Turkey for Christmas
Katie misses her friends and feels the loneliness when tied to the house with small children and no TV or British radio, a lifeline back home, but Phil is working on it. Daftest suggestion from the landlord so far, was that we shared the neighbour’s satellite dish. We wrote a long letter asking for his help in our best German, only to notice that his satellite was pointing in a different direction to the others, so he can pick up Turkish TV. We’ve got all the technology now but none of the know-how, so it will be a major achievement to get anything by Christmas, even if it is from Turkey.
We have made a few friends, including a Welsh couple we met at church, who arrived in Munich the day after we did; but friendships come slowly when time is taken up with jobs, administration and small children. We’ve visited a few churches so far but nowhere we can call “home” yet, current favourite being the Peace Church United Methodist, run jointly by an American and a German who was once a vicar in the Yorkshire Dales.

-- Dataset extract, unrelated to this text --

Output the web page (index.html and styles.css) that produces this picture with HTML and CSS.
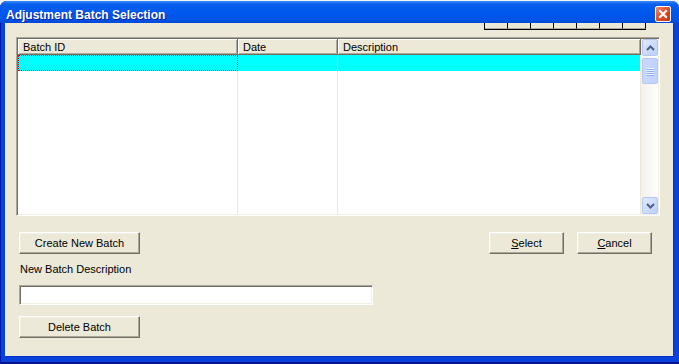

We’re spending Christmas and New Year here, looking forward very much to spending a week back in Clitheroe in the middle of January.
We wish you a joyful Merry Christmas and a prosperous Happy New Year, in the hope that if it’s prosperous, you might visit us! You are very welcome.
STOP PRESS: COLD TURKEY
The star, sorry satellite, in the East has been spotted and we now have German TV, 43 channels and nothing on.